Today was one of those days where you really need to watch your step around me. I am on edge, crawling out of my skin and ready to fight. The kids? They can do no right. The husband? Don’t even try. The PTA? Can I be any more antagonistic towards “the way things are done?” Usually, these days come and the family (and most friends) learn to just stay out of the way. Why the angst? Partially because I have been working really hard the last few weeks and it is taking a toll. And, partially because I have been stewing over a situation that I need to just release. For me–a recovering addict– you cannot stay in a bad place for very long and come out unscathed. I just wanted to be left alone. Visions of solitude danced in my head as the evening approached. The kids rejoiced that it was cereal for dinner night. But all thoughts of solitude or self-absorption were immediately wiped away with that one thing that can pull any mother out of a funk.
That blood curdling scream of her child in pain.
My younger daughter slammed her hand in a door. It took me less than a nano-second to go from “Leave me alone” to “Come to me” when I heard her cries. Any thoughts of fatigue or “me time” vanished. All desire to be left alone were replace with that undeniable energy and desire to help my child in pain.

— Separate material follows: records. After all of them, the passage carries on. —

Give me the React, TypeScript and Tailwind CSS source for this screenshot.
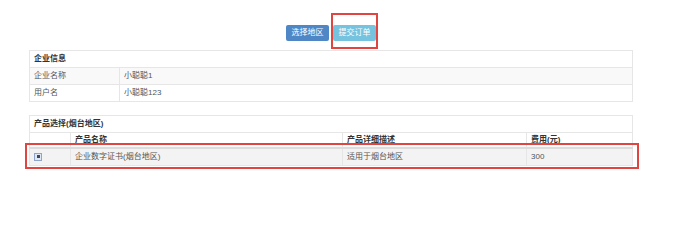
import React from 'react';

// 企业信息 + 产品选择 表格页
const company = [
  { label: '企业名称', value: '小聪聪1' },
  { label: '用户名', value: '小聪聪123' },
];

const products = [
  { id: 'prd-1', name: '企业数字证书(烟台地区)', desc: '适用于烟台地区', fee: '300' },
];

const cell = 'border border-[#e6e6e6] px-[4px] py-0 text-left align-middle';

export default function App() {
  return (
    <div
      className="w-[692px] h-[240px] bg-white text-[8px] text-[#555]"
      style={{ fontFamily: '"Liberation Sans", "Noto Sans CJK SC", sans-serif' }}
    >
      <div className="ml-[29px] w-[604px] pt-[25px]">
        {/* 按钮 */}
        <div className="flex justify-center gap-[4px]">
          <button className="h-[16px] w-[43px] rounded-[2px] bg-[#4f86c6] text-white text-[8px] leading-[16px]">
            选择地区
          </button>
          <div className="relative">
            <button className="h-[16px] w-[43px] rounded-[2px] bg-[#75c3df] text-white text-[8px] leading-[16px]">
              提交订单
            </button>
            <div className="absolute left-[-2px] right-[-2px] top-[-12px] bottom-[-8px] border-2 border-[#e0453f]" />
          </div>
        </div>

        {/* 企业信息 */}
        <table className="mt-[9px] w-full border-collapse">
          <tbody>
            <tr className="h-[17px]">
              <th colSpan={2} className={`${cell} font-bold text-[#333]`}>企业信息</th>
            </tr>
            {company.map((row, i) => (
              <tr key={row.label} className={`h-[17px] ${i === 0 ? 'bg-[#f9f9f9]' : 'bg-white'}`}>
                <td className={`${cell} w-[90px]`}>{row.label}</td>
                <td className={cell}>{row.value}</td>
              </tr>
            ))}
          </tbody>
        </table>

        {/* 产品选择 */}
        <div className="relative mt-[13px]">
          <table className="w-full border-collapse">
            <thead>
              <tr className="h-[17px]">
                <th colSpan={4} className={`${cell} font-bold text-[#333]`}>产品选择(烟台地区)</th>
              </tr>
              <tr className="h-[15px]">
                <th className={`${cell} w-[41px] border-b-2 border-b-[#dcdcdc]`} />
                <th className={`${cell} w-[272px] align-bottom font-bold text-[#333] leading-[10px] border-b-2 border-b-[#dcdcdc]`}>产品名称</th>
                <th className={`${cell} w-[184px] align-bottom font-bold text-[#333] leading-[10px] border-b-2 border-b-[#dcdcdc]`}>产品详细描述</th>
                <th className={`${cell} align-bottom font-bold text-[#333] leading-[10px] border-b-2 border-b-[#dcdcdc]`}>费用(元)</th>
              </tr>
            </thead>
            <tbody>
              {products.map(p => (
                <tr key={p.id} className="h-[18px] bg-[#f3f3f3]">
                  <td className={cell}>
                    <span className="flex h-[8px] w-[8px] items-center justify-center border border-[#8fa6c8] bg-[#dfe7f2]">
                      <span className="h-[3px] w-[3px] bg-[#3d4a5c]" />
                    </span>
                  </td>
                  <td className={cell}>{p.name}</td>
                  <td className={cell}>{p.desc}</td>
                  <td className={cell}>{p.fee}</td>
                </tr>
              ))}
            </tbody>
          </table>
          <div className="absolute left-[-4px] right-[-6px] top-[28px] bottom-[-3px] border-2 border-[#e0453f]" />
        </div>
      </div>
    </div>
  );
}
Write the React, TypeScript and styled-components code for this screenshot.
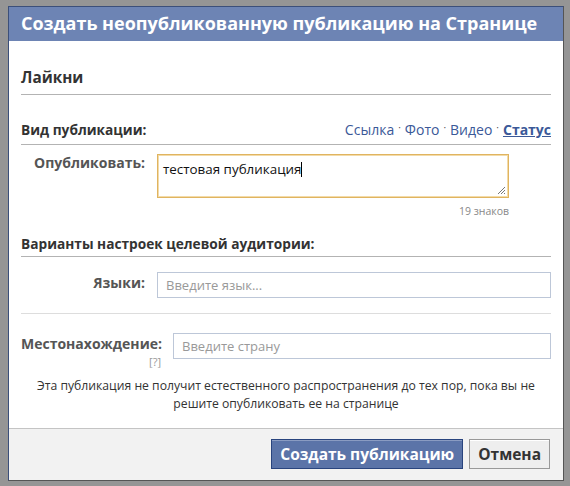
import React from "react";
import styled, { createGlobalStyle } from "styled-components";

const GlobalStyle = createGlobalStyle`
  html, body {
    margin: 0;
    padding: 0;
    background: #959595;
  }
  body {
    font-family: "Open Sans", "Noto Sans", "DejaVu Sans", sans-serif;
    font-size: 12px;
    color: #333;
  }
`;

const Page = styled.div`
  width: 570px;
  height: 486px;
  box-sizing: border-box;
  padding: 6px 6px 0 8px;
`;

const Dialog = styled.div`
  width: 556px;
  height: 475px;
  box-sizing: border-box;
  border: 1px solid #3b4f7a;
  border-right-color: #555;
  border-bottom-color: #555;
  background: #fff;
  display: flex;
  flex-direction: column;
`;

const Header = styled.div`
  background: #6d84b4;
  color: #fff;
  font-weight: 700;
  font-size: 18px;
  height: 34px;
  line-height: 33px;
  padding-left: 12px;
  white-space: nowrap;
`;

const Body = styled.div`
  flex: 1;
  padding: 0 12px;
`;

const PageTitle = styled.div`
  font-weight: 700;
  font-size: 15.3px;
  line-height: 20px;
  color: #333;
  padding: 26px 0 7px;
  border-bottom: 1px solid #b3b3b3;
`;

const SectionRow = styled.div<{ $top: number; $bottom: number }>`
  display: flex;
  justify-content: space-between;
  align-items: baseline;
  margin-top: ${(p) => p.$top}px;
  padding-bottom: ${(p) => p.$bottom}px;
  border-bottom: 1px solid #b3b3b3;
`;

const SectionTitle = styled.div`
  font-weight: 700;
  font-size: 13.7px;
  line-height: 19px;
  color: #333;
`;

const Links = styled.div`
  font-size: 14px;
  color: #3b5998;
`;

const Dot = styled.span`
  color: #555;
  font-size: 10px;
  margin: 0 4px;
  position: relative;
  top: -4px;
`;

const Current = styled.span`
  font-weight: 700;
  text-decoration: underline;
`;

const FieldRow = styled.div<{ $label: number; $top: number }>`
  display: grid;
  grid-template-columns: ${(p) => p.$label}px 1fr;
  column-gap: 12px;
  align-items: start;
  margin-top: ${(p) => p.$top}px;
`;

const Label = styled.div<{ $pad: number }>`
  text-align: right;
  font-weight: 700;
  font-size: 14px;
  line-height: 18px;
  color: #555;
  padding-top: ${(p) => p.$pad}px;
  white-space: nowrap;
`;

const Help = styled.div`
  font-size: 11px;
  line-height: 12px;
  font-weight: 400;
  color: #999;
  margin-top: 3px;
`;

const TextArea = styled.div`
  width: 352px;
  height: 44px;
  box-sizing: border-box;
  border: 1px solid #e0b460;
  box-shadow: inset 0 0 0 1px #f3dba8;
  padding: 5px 5px;
  font-size: 13.4px;
  line-height: 18px;
  color: #111;
  position: relative;
`;

const Caret = styled.span`
  display: inline-block;
  width: 1px;
  height: 15px;
  background: #000;
  vertical-align: -3px;
`;

const Grip = styled.svg`
  position: absolute;
  right: 2px;
  bottom: 2px;
`;

const Counter = styled.div`
  width: 352px;
  text-align: right;
  font-size: 10.5px;
  line-height: 15px;
  color: #888;
  margin-top: 6px;
`;

const Input = styled.div`
  height: 26px;
  box-sizing: border-box;
  border: 1px solid #bdc7d8;
  padding: 0 8px;
  line-height: 24px;
  font-size: 13px;
  color: #999;
`;

const Separator = styled.div`
  border-top: 1px solid #dddddd;
  margin-top: 15px;
`;

const Notice = styled.div`
  text-align: center;
  font-size: 12.2px;
  color: #333;
  line-height: 18px;
  margin-top: 9px;
`;

const Footer = styled.div`
  height: 52px;
  box-sizing: border-box;
  border-top: 1px solid #c4c4c4;
  background: #f2f2f2;
  display: flex;
  justify-content: flex-end;
  align-items: flex-start;
  gap: 6px;
  padding: 10px 13px 0 0;
`;

const Button = styled.button<{ $primary?: boolean }>`
  height: 30px;
  box-sizing: border-box;
  font-family: inherit;
  font-weight: 700;
  font-size: 15.5px;
  padding: 0 8px;
  border: 1px solid ${(p) => (p.$primary ? "#29447e" : "#999")};
  background: ${(p) => (p.$primary ? "#5b74a8" : "#eeeeee")};
  color: ${(p) => (p.$primary ? "#fff" : "#333")};
  box-shadow: inset 0 1px 0 ${(p) => (p.$primary ? "#8a9cc2" : "#fff")};
`;

const App = () => {
  return (
    <Page>
      <GlobalStyle />
      <Dialog>
        <Header>Создать неопубликованную публикацию на Странице</Header>
        <Body>
          <PageTitle>Лайкни</PageTitle>
          <SectionRow $top={25} $bottom={5}>
            <SectionTitle>Вид публикации:</SectionTitle>
            <Links>
              Ссылка<Dot>·</Dot>Фото<Dot>·</Dot>Видео<Dot>·</Dot>
              <Current>Статус</Current>
            </Links>
          </SectionRow>
          <FieldRow $label={124} $top={9}>
            <Label $pad={0}>Опубликовать:</Label>
            <div>
              <TextArea>
                тестовая публикация
                <Caret />
                <Grip width="9" height="9" viewBox="0 0 9 9">
                  <path d="M8 1 L1 8 M8 4 L4 8 M8 7 L7 8" stroke="#777" strokeWidth="1" />
                </Grip>
              </TextArea>
              <Counter>19 знаков</Counter>
            </div>
          </FieldRow>
          <SectionRow $top={15} $bottom={3}>
            <SectionTitle>Варианты настроек целевой аудитории:</SectionTitle>
          </SectionRow>
          <FieldRow $label={124} $top={15}>
            <Label $pad={2}>Языки:</Label>
            <Input>Введите язык...</Input>
          </FieldRow>
          <Separator />
          <FieldRow $label={140} $top={19}>
            <Label $pad={2}>
              Местонахождение:
              <Help>[?]</Help>
            </Label>
            <Input>Введите страну</Input>
          </FieldRow>
          <Notice>
            Эта публикация не получит естественного распространения до тех пор, пока вы не
            <br />
            решите опубликовать ее на странице
          </Notice>
        </Body>
        <Footer>
          <Button $primary>Создать публикацию</Button>
          <Button>Отмена</Button>
        </Footer>
      </Dialog>
    </Page>
  );
};

export default App;
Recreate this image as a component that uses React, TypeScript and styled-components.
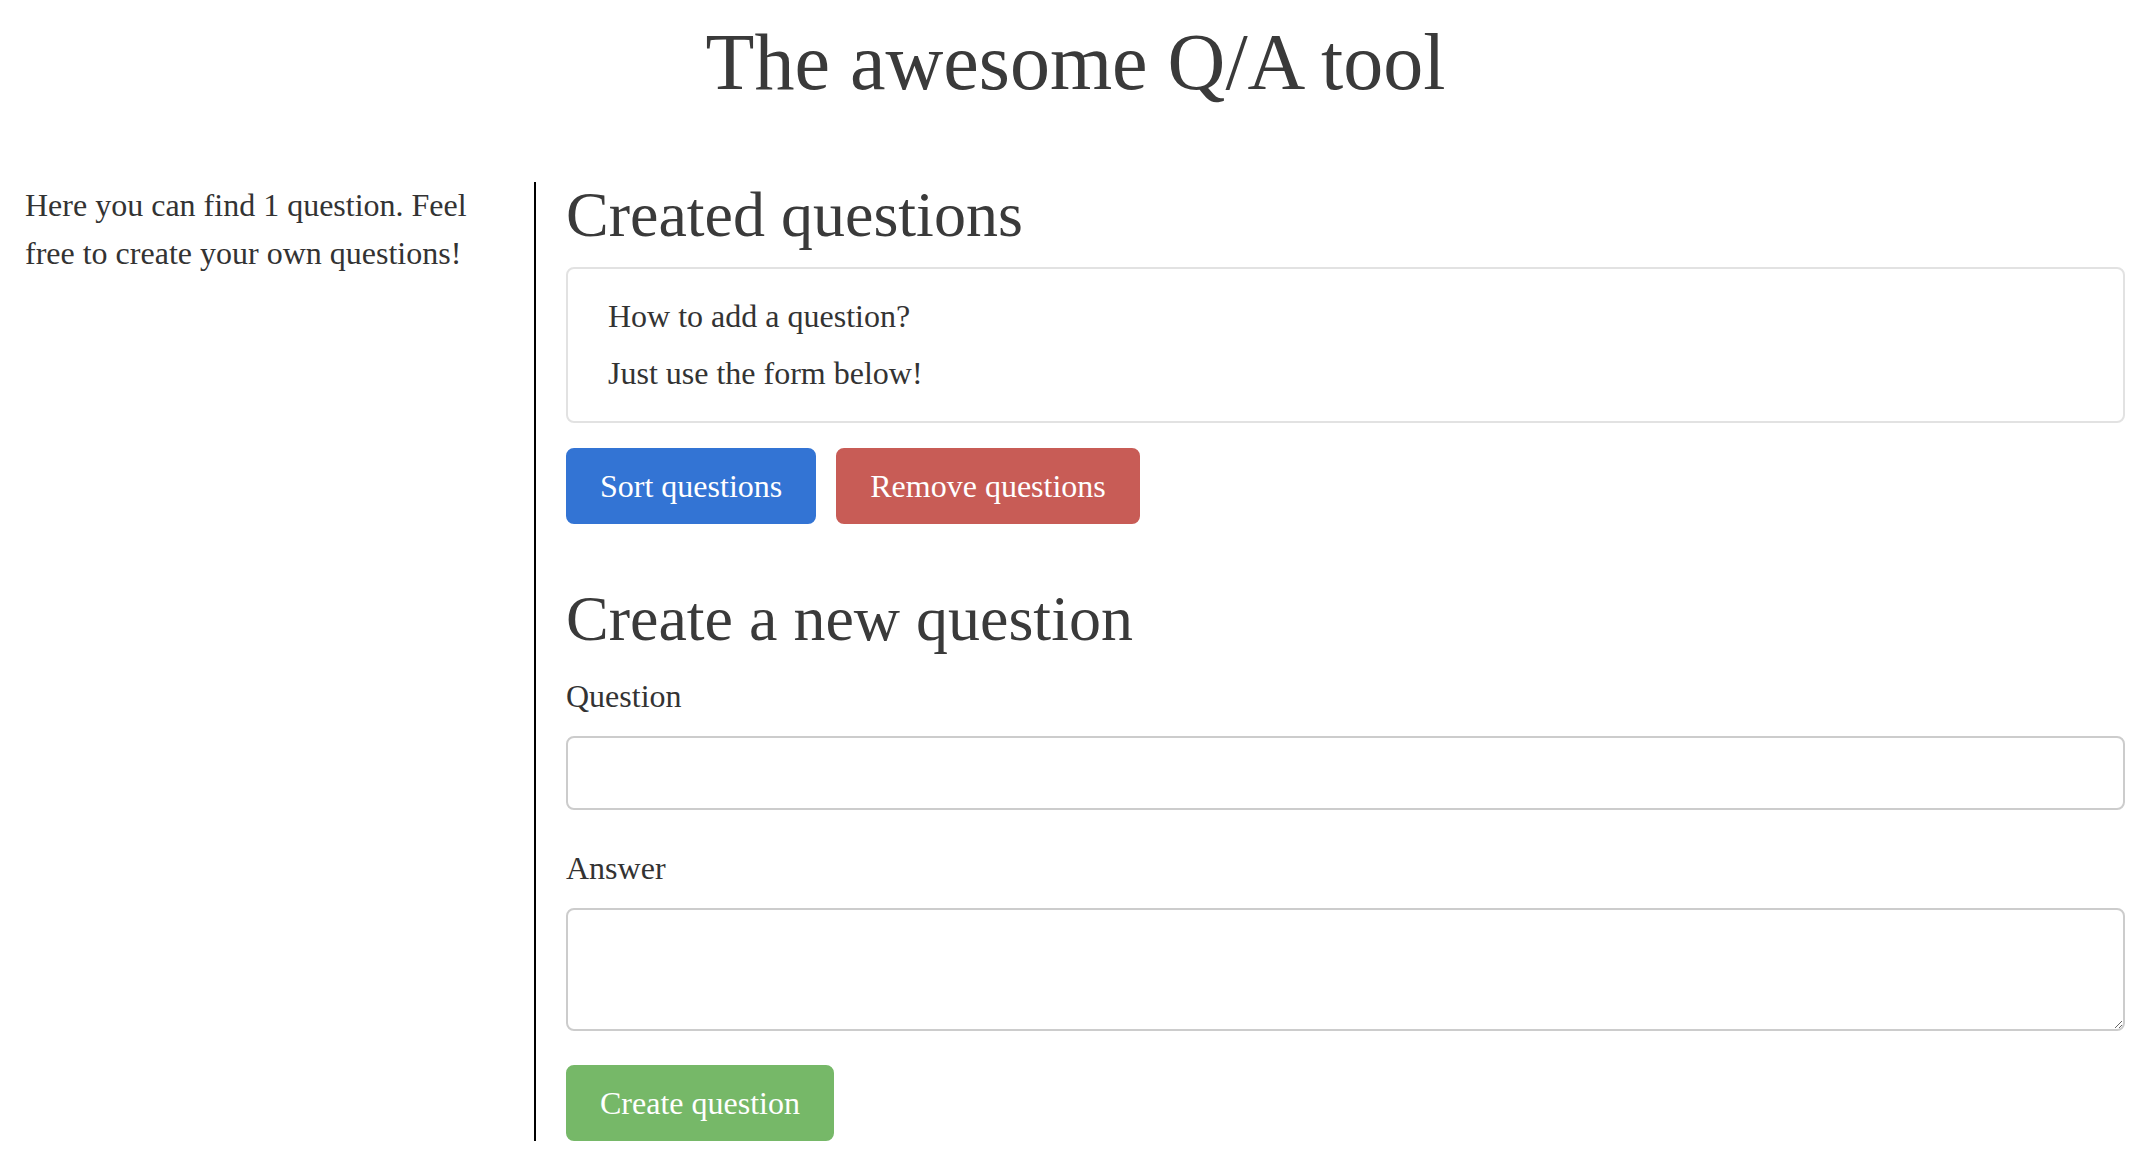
import React from "react";
import styled, { createGlobalStyle } from "styled-components";

const GlobalStyle = createGlobalStyle`
  html, body {
    margin: 0;
    padding: 0;
    background: #ffffff;
  }
  body {
    font-family: "Liberation Serif", "Times New Roman", serif;
    font-size: 32px;
    line-height: 48px;
    color: #333333;
  }
  * { box-sizing: border-box; }
`;

const Page = styled.div`
  padding-top: 18px;
  width: 2144px;
`;

const Title = styled.h1`
  margin: 0 0 76px;
  padding-left: 7px;
  text-align: center;
  font-size: 80px;
  line-height: 88px;
  font-weight: 400;
  color: #3a3a3a;
`;

const Layout = styled.div`
  display: flex;
  align-items: stretch;
`;

const Sidebar = styled.aside`
  width: 536px;
  flex: 0 0 536px;
  padding: 0 50px 0 25px;
  border-right: 2px solid #000000;
`;

const SidebarText = styled.p`
  margin: -1px 0 0;
`;

const Main = styled.main`
  flex: 1;
  padding: 0 19px 0 30px;
  display: flex;
  flex-direction: column;
`;

const SectionTitle = styled.h2<{ $gapBottom: number }>`
  margin: 0 0 ${(p) => p.$gapBottom}px;
  font-size: 64px;
  line-height: 66px;
  font-weight: 400;
  color: #3a3a3a;
`;

const Card = styled.div`
  border: 2px solid #e2e2e2;
  border-radius: 8px;
  padding: 23px 40px 16px;
  height: 156px;
`;

const QAItem = styled.div`
  margin-bottom: 9px;
`;

const ButtonRow = styled.div`
  display: flex;
  gap: 20px;
  margin: 25px 0 62px;
`;

const Button = styled.button<{ $color: string }>`
  font-family: "Liberation Serif", "Times New Roman", serif;
  font-size: 32px;
  line-height: 48px;
  color: #ffffff;
  background: ${(p) => p.$color};
  border: 2px solid ${(p) => p.$color};
  border-radius: 8px;
  padding: 12px 32px;
  cursor: pointer;
  align-self: flex-start;
`;

const Label = styled.label`
  display: block;
  margin: 0 0 16px;
`;

const TextInput = styled.input`
  display: block;
  width: 100%;
  height: 74px;
  border: 2px solid #cccccc;
  border-radius: 8px;
  padding: 12px 20px;
  font-family: "Liberation Serif", "Times New Roman", serif;
  font-size: 32px;
  margin: 0 0 34px;
  outline: none;
`;

const TextArea = styled.textarea`
  display: block;
  width: 100%;
  height: 123px;
  border: 2px solid #cccccc;
  border-radius: 8px;
  padding: 12px 20px;
  font-family: "Liberation Serif", "Times New Roman", serif;
  font-size: 32px;
  margin: 0 0 34px;
  outline: none;
  resize: vertical;
`;

export default function App() {
  return (
    <>
      <GlobalStyle />
      <Page>
        <Title>The awesome Q/A tool</Title>
        <Layout>
          <Sidebar>
            <SidebarText>
              Here you can find 1 question. Feel free to create your own questions!
            </SidebarText>
          </Sidebar>
          <Main>
            <SectionTitle $gapBottom={19}>Created questions</SectionTitle>
            <Card>
              <QAItem>How to add a question?</QAItem>
              <QAItem>Just use the form below!</QAItem>
            </Card>
            <ButtonRow>
              <Button $color="#3374d4">Sort questions</Button>
              <Button $color="#c85c56">Remove questions</Button>
            </ButtonRow>
            <SectionTitle $gapBottom={20}>Create a new question</SectionTitle>
            <Label htmlFor="question">Question</Label>
            <TextInput id="question" type="text" />
            <Label htmlFor="answer">Answer</Label>
            <TextArea id="answer" />
            <Button $color="#76b868">Create question</Button>
          </Main>
        </Layout>
      </Page>
    </>
  );
}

As we examined her finger to see if she fractured it, I knew that my heart was beating as fast as hers was only with a little extra pounding because I am the Mom and I need to make this better for her. Right. Now. There came an amazing adrenaline rush as I was able to speed through the task of getting the ice, the Advil and the favorite stuffed animal all while wiping away tears of pain. Her physical pain. My heart breaking for her. They were matched only by the undeniable bond and knowledge that came from knowing I was needed in that moment. And I wouldn’t have it any other way.
After she had her finger put in a splint and the tears had dried, suddenly, it didn’t seem so awful being needed tonight. We curled into one another and read book after book until she fell asleep. Though being needed by so many people so often can be draining, there some those moments where you would never dream of being anywhere else. No matter what.
For more on Moms who have been through the ringer with the Mom-O-Meter, see the rest of this entry at BlogHer.
I can’t tell you how closely I connect to this post. No matter how you’re feeling, as soon as you hear “that cry” you know instinctively that you are now the MOM. YOU are the one to care fore, comfort, and nurse back to health. Knowing YOU are the one to make them feel better is incredible.
Thanks for the post!
So true, so true. This brings back memories of my daughter’s stitches at age two, broken wrist at age 11, and my son’s many asthma attacks when he was young.
Jenn, I LOVE this post.
Yeah, there’s nothing like being needed to pull you out of a funk of solitude, eh? I hope she’s doing okay!
You can always take your “me time” after she’s feeling better.
I really need to read you on a regular basis.
It’s so true, just when I feel like I can’t take another minute of my family I realize that they truly need me. That is a great story. I hope her finger heals quick.
This was such a powerful post for me. It is amazing how that cry of pain can bring us back from wherever we have let ourself wander. How suddenly we find the energy to be a mom again. I hope your little one feels better!!